<PAGE>
U.S. SECURITIES AND EXCHANGE COMMISSION
WASHINGTON, D.C. 20549
FORM 10-QSB
[X] QUARTERLY REPORT PURSUANT TO SECTION 13 OR 15(d) OF THE
SECURITIES EXCHANGE ACT OF 1934
FOR THE QUARTERLY PERIOD ENDED: September 30, 1997
OR
[ ] TRANSITION REPORT PURSUANT TO SECTION 13 OR 15(d) OF
THE SECURITIES EXCHANGE ACT OF 1934
COMMISSION FILE NUMBER: 333-9809
HEALTH BUILDERS INTERNATIONAL, INC.
(Exact name of registrant as specified in its charter)
Delaware 87-0561634
(State or other jurisdiction (I.R.S. Employer
of incorporation or organization) Identification No.)
2077 Elderberry Way, Sandy, Utah 84092
(Address of principal executive offices)
(801) 553-8972
(Registrant's telephone number, including area code)
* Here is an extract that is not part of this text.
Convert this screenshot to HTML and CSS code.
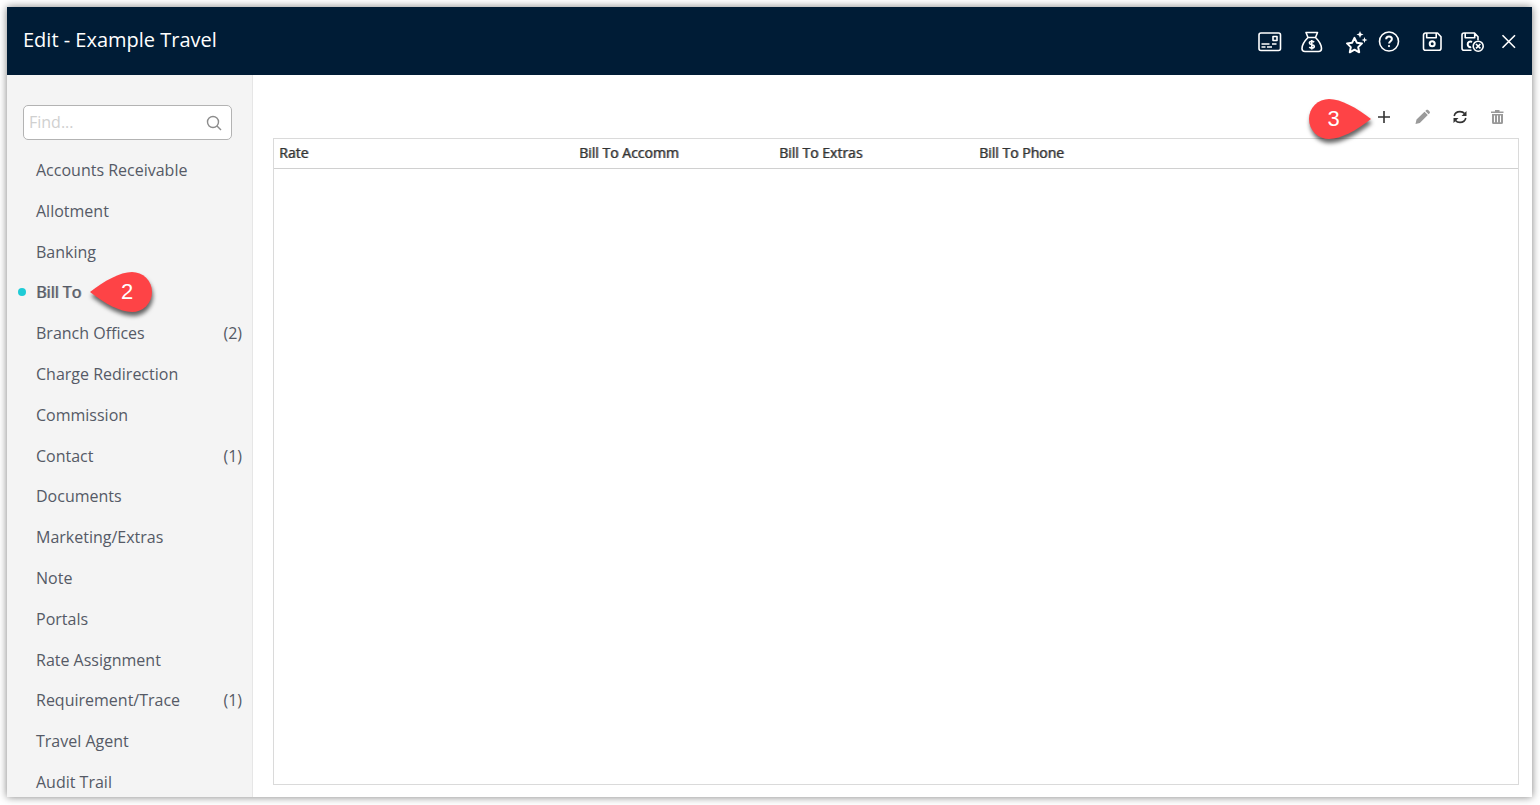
FILE: index.html
```html
<!DOCTYPE html>
<html lang="en">
<head>
<meta charset="utf-8">
<title>Edit - Example Travel</title>
<link rel="stylesheet" href="styles.css">
</head>
<body>
<div class="dialog">
  <header class="titlebar">
    <h1 class="title">Edit - Example Travel</h1>
    <div class="actions">
      <div class="group wide">
        <button type="button" aria-label="Card"><svg class="icon" viewBox="0 0 24 24"><rect x="2" y="3" width="21.500" height="17.500" rx="2"/><rect x="16" y="6.500" width="4" height="4"/><path d="M4.500 14h8M15 14h4.500M4.500 17h4M10 17h5"/></svg></button>
        <button type="button" aria-label="Rates"><svg class="icon" viewBox="0 0 24 24"><path d="M9 7.500L7 2.500h11.500l-2 5zM9 7.500C7 9.500 3 14 3 18.500c0 2 1 3 3 3h13.500c2 0 3-1 3-3 0-4.500-4-9-6-11"/><path d="M15.100 12.300c-.5-.7-1.300-1-2.300-1-1.400 0-2.400.6-2.400 1.700 0 2.300 4.900 1 4.900 3.300 0 1.200-1.100 1.800-2.500 1.800-1.100 0-2-.4-2.500-1.100M12.800 10v9.500"/></svg></button>
      </div>
      <div class="group tight">
        <button type="button" aria-label="Favourites"><svg class="icon" viewBox="0 0 24 24"><path class="heavy" d="M11.500 7.800l2.300 4.900 5.200.7-3.800 3.700 1 5.200-4.700-2.600-4.700 2.600 1-5.200L4 13.400l5.200-.7z"/><path class="solid" d="M17 1l1 2.500 2.500 1-2.500 1-1 2.500-1-2.500-2.500-1 2.500-1zM21.500 7l.8 2.200 2.200.8-2.200.8-.8 2.200-.8-2.200-2.200-.8 2.200-.8z"/></svg></button>
        <button type="button" aria-label="Help"><svg class="icon" viewBox="0 0 24 24"><circle cx="12" cy="11.500" r="9.500"/><path class="heavy" d="M9.200 9.300c0-1.700 1.100-2.700 2.800-2.700s2.900 1 2.900 2.500c0 2-2.800 2.200-2.800 4.400"/><circle class="solid" cx="12" cy="16.100" r="1.100"/></svg></button>
      </div>
      <div class="group">
        <button type="button" aria-label="Save"><svg class="icon" viewBox="0 0 24 24"><path d="M4.500 3H16.500L20 6.700v11.500a2 2 0 0 1-2 2H4.500a2 2 0 0 1-2-2V5a2 2 0 0 1 2-2zM5.700 3.200V7.700h9.500V3.200"/><circle class="heavy" cx="11.200" cy="13.700" r="2.500"/></svg></button>
        <button type="button" aria-label="Save and close"><svg class="icon" viewBox="0 0 24 24"><path d="M12.500 20.200H5a2 2 0 0 1-2-2V5a2 2 0 0 1 2-2H15.500L19 6.700v3.500M6.200 3.200V7.700h9.500V3.200"/><path class="heavy" d="M13 12c-2.200-1.200-4.300.2-4.300 2.300 0 2 1.600 3.300 3.500 2.800"/><circle cx="19.200" cy="16.200" r="5"/><path d="M17 14l4.400 4.400M21.400 14L17 18.400"/></svg></button>
        <button type="button" aria-label="Close"><svg class="icon" viewBox="0 0 24 24"><path d="M5.500 5.200l12.500 12.500M18 5.200L5.500 17.700"/></svg></button>
      </div>
    </div>
  </header>
  <div class="body">
    <aside class="sidebar">
      <div class="search">
        <input type="text" placeholder="Find..." aria-label="Find">
        <svg class="search-icon" viewBox="0 0 16 16"><circle cx="7" cy="7" r="5.500"/><path d="M11 11l4 4"/></svg>
      </div>
      <nav class="nav">
        <a href="#">Accounts Receivable</a>
        <a href="#">Allotment</a>
        <a href="#">Banking</a>
        <a href="#" class="current"><span class="strong">Bill To</span>
          <span class="callout left"><svg viewBox="0 0 62 40"><path d="M0 20C14 9 30 0 42 0a20 20 0 0 1 0 40C30 40 14 31 0 20z"/></svg><span class="number">2</span></span>
        </a>
        <a href="#">Branch Offices <span>(2)</span></a>
        <a href="#">Charge Redirection</a>
        <a href="#">Commission</a>
        <a href="#">Contact <span>(1)</span></a>
        <a href="#">Documents</a>
        <a href="#">Marketing/Extras</a>
        <a href="#">Note</a>
        <a href="#">Portals</a>
        <a href="#">Rate Assignment</a>
        <a href="#">Requirement/Trace <span>(1)</span></a>
        <a href="#">Travel Agent</a>
        <a href="#">Audit Trail</a>
      </nav>
    </aside>
    <main class="content">
      <div class="toolbar">
        <button type="button" class="add" aria-label="Add"><svg class="tool" viewBox="0 0 16 16"><path class="line" d="M8 2v12M2 8h12"/></svg>
          <span class="callout right"><svg viewBox="0 0 62 40"><path d="M62 20C48 9 32 0 20 0a20 20 0 0 0 0 40C32 40 48 31 62 20z"/></svg><span class="number">3</span></span>
        </button>
        <button type="button" class="off" aria-label="Edit"><svg class="tool" viewBox="0 0 16 16"><path d="M1.500 15l1-4.500L10.500 2.800l3.300 3.300L5.800 14zM11.300 2l1-1c.6-.5 1.300-.5 1.800 0l1.500 1.500c.5.500.5 1.200 0 1.800l-1 1z"/></svg></button>
        <button type="button" aria-label="Refresh"><svg class="tool" viewBox="0 0 16 16"><path class="line" d="M2.200 7C2.800 4.200 5 2.600 8 2.600c2 0 3.500.7 4.500 2M13.800 9c-.6 2.800-2.800 4.400-5.800 4.400-2 0-3.500-.7-4.500-2"/><path d="M14.500 2v5H9.500zM1.500 14V9H6.500z"/></svg></button>
        <button type="button" class="off" aria-label="Delete"><svg class="tool" viewBox="0 0 16 16"><path fill-rule="evenodd" d="M1 2.500h4V1h4.500v1.500h4V4H1zM2 5h11v8.500a1.500 1.500 0 0 1-1.500 1.500h-8A1.500 1.500 0 0 1 2 13.500zM4 6.500v6.700h1V6.500zM7 6.500v6.700h1V6.500zM10 6.500v6.700h1V6.500z"/></svg></button>
      </div>
      <div class="grid">
        <table>
          <thead>
            <tr><th class="rate">Rate</th><th class="bill">Bill To Accomm</th><th class="bill">Bill To Extras</th><th>Bill To Phone</th></tr>
          </thead>
        </table>
      </div>
    </main>
  </div>
</div>
</body>
</html>
```
FILE: styles.css
```css
* { box-sizing: border-box; }
body {
  margin: 0;
  padding: 7px 8px 8px 7px;
  height: 100vh;
  background: #fff;
  font-family: "Open Sans", sans-serif;
  color: #555a66;
}
button {
  display: flex;
  padding: 0;
  border: 0;
  background: none;
  color: inherit;
  font: inherit;
}
.dialog {
  display: flex;
  flex-direction: column;
  height: 100%;
  background: #fff;
  box-shadow: 0 0 8px rgba(0, 0, 0, 0.5);
}
.titlebar {
  display: flex;
  align-items: center;
  justify-content: space-between;
  height: 68px;
  padding: 0 11px 0 16px;
  background: #001c36;
  color: #fff;
}
.title {
  margin: 0;
  padding-bottom: 2px;
  font-size: 20px;
  font-weight: 400;
  line-height: 28px;
}
.actions { display: flex; gap: 20px; padding-top: 2px; }
.group { display: flex; gap: 14px; }
.group.wide { gap: 18px; }
.group.tight { gap: 10px; }
.icon {
  width: 24px;
  height: 24px;
  overflow: visible;
  fill: none;
  stroke: #fff;
  stroke-width: 1.6;
  stroke-linejoin: round;
}
.icon .heavy { stroke-width: 2; }
.icon .solid { fill: #fff; stroke: none; }

.body { display: flex; flex: 1; min-height: 0; }
.sidebar {
  display: flex;
  flex-direction: column;
  flex: none;
  width: 246px;
  padding: 30px 10px 4px 16px;
  background: #f4f4f4;
  border-right: 1px solid #e6e6e6;
}
.search { position: relative; margin: 0 10px 19px 0; }
.search input {
  display: block;
  width: 100%;
  height: 35px;
  padding: 0 30px 2px 5px;
  border: 1px solid #b3b3b3;
  border-radius: 5px;
  background: #fff;
  font: 16px "Open Sans", sans-serif;
}
.search input::placeholder { color: #d0d0d0; opacity: 1; }
.search-icon {
  position: absolute;
  right: 10px;
  top: 10px;
  width: 16px;
  height: 16px;
  fill: none;
  stroke: #8c8c8c;
  stroke-width: 1.4;
}
.nav {
  display: flex;
  flex-direction: column;
  justify-content: space-between;
  flex: 1;
  padding-left: 13px;
}
.nav a {
  position: relative;
  display: flex;
  justify-content: space-between;
  color: inherit;
  font-size: 16px;
  line-height: 22px;
  text-decoration: none;
}
.nav .current { align-self: flex-start; }
.strong { text-shadow: 1px 0 rgba(85, 90, 102, 0.7); }
.nav .current::before {
  content: "";
  position: absolute;
  left: -18px;
  top: 7px;
  width: 8px;
  height: 8px;
  border-radius: 50%;
  background: #1fcbd6;
}

.callout {
  position: absolute;
  width: 62px;
  height: 40px;
  color: #fff;
  font: 22px/40px "Liberation Sans", sans-serif;
  text-align: center;
}
.callout svg {
  display: block;
  width: 62px;
  height: 40px;
  overflow: visible;
  fill: #fe4346;
  filter: drop-shadow(1px 4px 2px rgba(0, 0, 0, 0.6));
}
.number { position: absolute; inset: 0; }
.callout.left { left: 54px; top: -9px; }
.callout.left .number { padding-left: 12px; }
.callout.right { right: 21px; top: -10px; }
.callout.right .number { padding-right: 13px; }

.content {
  display: flex;
  flex-direction: column;
  flex: 1;
  padding: 34px 13px 12px 20px;
}
.toolbar {
  display: flex;
  justify-content: flex-end;
  gap: 22px;
  padding: 0 13px 13px 0;
  color: #333;
}
.toolbar .add { position: relative; }
.toolbar .off { color: #9a9a9a; }
.tool { width: 16px; height: 16px; fill: currentColor; }
.tool .line { fill: none; stroke: currentColor; stroke-width: 1.6; }
.grid { flex: 1; border: 1px solid #dadada; }
table { width: 100%; table-layout: fixed; border-collapse: collapse; }
th {
  height: 29px;
  padding: 0 5px;
  border-bottom: 1px solid #d0d0d0;
  color: #333;
  font-size: 14px;
  font-weight: 400;
  line-height: 20px;
  text-align: left;
  text-shadow: 1px 0 rgba(51, 51, 51, 0.6);
}
.rate { width: 300px; }
.bill { width: 200px; }
```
Check whether the issuer (1) has filed all reports required
to be filed by Section 13 or 15(d) of the Securities
Exchange Act of 1934 during the preceding 12 months (or for
such shorter period that the registrant was required to file
such report(s), and (2) has been subject to such filing
requirements for the past 90 days.
YES [X] NO [ ]
The number of $.001 par value common shares outstanding at
September 30, 1997: 2,305,500
<PAGE>
PART I - FINANCIAL INFORMATION
Item 1. Financial Statements
See attached.
Item 2: Management's Discussion & Analysis or Plan of
Operations
The Company was incorporated on July 3, 1996. The
Company has not yet generated any revenues from operations
and is considered a development stage company. The Company
has no significant assets. To date, activities have been
limited to organizational matters and the preparation and
filing of a registration statement to register a public
offering of its securities. Pursuant thereto, the Company
sold 305,500 shares of its common stock and raised gross
proceeds of $61,100.
Management's plan of operation for the next twelve
months is to use the proceeds from the offering primarily to
acquire office equipment, hire employees and cover the
payroll costs and otherwise provide operating capital during
the start up period of operations until the Company can
begin generating revenues from operations to thereafter
cover ongoing expenses. The Company is totally dependent
upon the funds raised in this offering for the ability to
fully commence its intended business operations.
There is absolutely no assurance that the Company will
be able, with the proceeds of the offering, to successfully
commence proposed business operations. At this time, no
assurances can be given with respect to the or the length of
time after commencement of operations that it will be
necessary to fund operations from proceeds of the offering.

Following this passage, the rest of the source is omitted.